Logo Questions Linux Laravel Mysql Ubuntu Git Menu
 

Apache Drill has bad performance against SQL Server

I tried using apache-drill to run a simple join-aggregate query and the speed wasn't really good. my test query was:

SELECT p.Product_Category, SUM(f.sales)
FROM facts f
JOIN Product p on f.pkey = p.pkey
GROUP BY p.Product_Category

Where facts has about 422,000 rows and product has 600 rows. the grouping comes back with 4 rows.

First I tested this query on SqlServer and got a result back in about 150ms.

With drill I first tried to connect directly to SqlServer and run the query, but that was slow (about 5 sec).

Then I tried saving the tables into json files and reading from them, but that was even slower, so I tried parquet files.

I got the result back in the first run in about 3 sec. next run was about 900ms and then it stabled at about 500ms.

From reading around, this makes no sense and drill should be faster! I tried "REFRESH TABLE METADATA", but the speed didn't change.

I was running this on windows, through the drill command line.

Any idea if I need some extra configuration or something?

Thanks!

like image 674
Imbar M. Avatar asked Sep 19 '16 22:09

Imbar M.


2 Answers

Drill is very fast, but it's designed for large distributed queries while joining across several different data sources... and you're not using it that way.

SQL Server is one of the fastest relational databases. Data is stored efficiently, cached in memory, and the query runs in a single process so the scan and join is very quick. Apache Drill has much more work to do in comparison. It has to interpret your query into a distributed plan, send it to all the drillbit processes, which then lookup the data sources, access the data using the connectors, run the query, return the results to the first node for aggregation, and then you receive the final output.
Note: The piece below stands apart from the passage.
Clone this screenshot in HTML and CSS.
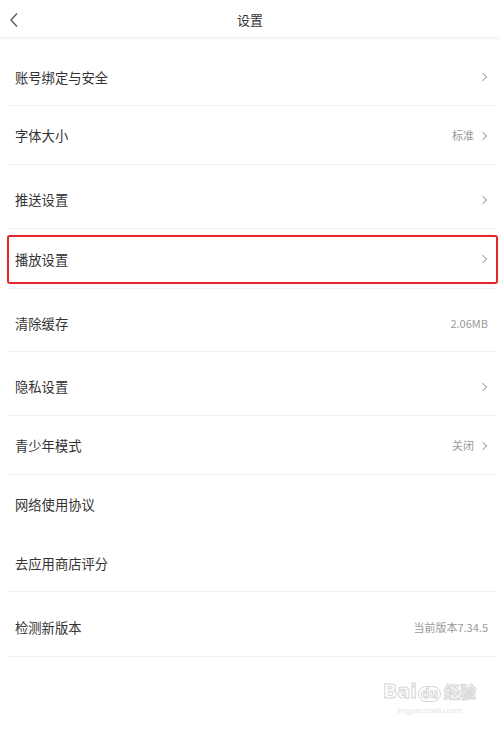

Depending on the data source, Drill might have to read all the data and filter it separately which adds even more time. JSON files are slow because they are verbose text files that are parsed line by line. Parquet is much faster because it's a binary compressed column-oriented storage format designed for efficient scanning, especially when you're only accessing certain columns.

If you have a small dataset stored on a single machine then any relational database will be faster than Drill.

The fact that Drill gets you results in 500ms with Parquet is actually impressive considering how much more work it has to do to give you the flexibility it provides. If you only have a few million rows, stick with SQL server. If you have billions of rows, then use the SQL Server columnstore feature to store data in columnar format with great compression and performance.

Use Apache Drill when you:

  • Have 10s of billions of rows or more
  • Have data spread across many machines
  • Have unstructured data like JSON stored in files without a standard schema
  • Want to split the query across many machines to run in faster in parallel
  • Want to access data from different databases and file systems
  • Want to join data across these different data sources
like image 110
Mani Gandham Avatar answered Nov 12 '22 23:11

Mani Gandham


One thing people need to understand about how Drill works is how Drill translates an SQL query to an executable plan to fetch and process data from, theoretically, any source of data. I deliberately didn't say data source so people won't think of databases or any software-based data management system.

Drill uses storage plugins to read records from whatever data the storage plugin supports.

After Drill gets these rows, it starts performing what is needed to execute the query, whats needed may be filtering, sorting, joining, projecting (selecting specific columns)...etc

So drill doesn't by default use any of the source's capabilities of processing the queried data. In fact, the source may not support any capability of such !

If you wish to leverage any of the source's data processing features, you'll have to modify the storage plugin you're using to access this source.

One query I regularly remember when I think about Drill's performance, is this one

Select a.CUST_ID, (Select count(*) From SALES.CUSTOMERS where CUST_ID < a.CUST_ID) rowNum from SALES.CUSTOMERS a Order by CUST_ID

Only because of the > comparison operator, Drill has to load the whole table (i.e actually a parquet file), SORT IT, then perform the join.

This query took around 18 minutes to run on my machine which is a not so powerful machine but still, the effort Drill needs to perform to process this query must not be ignored.

Drill's purpose is not to be fast, it's purpose is to handle vast amounts of data and run SQL queries against structured and semi-structured data. And probably other things that I can't think about at the moment but you may find more information for other answers.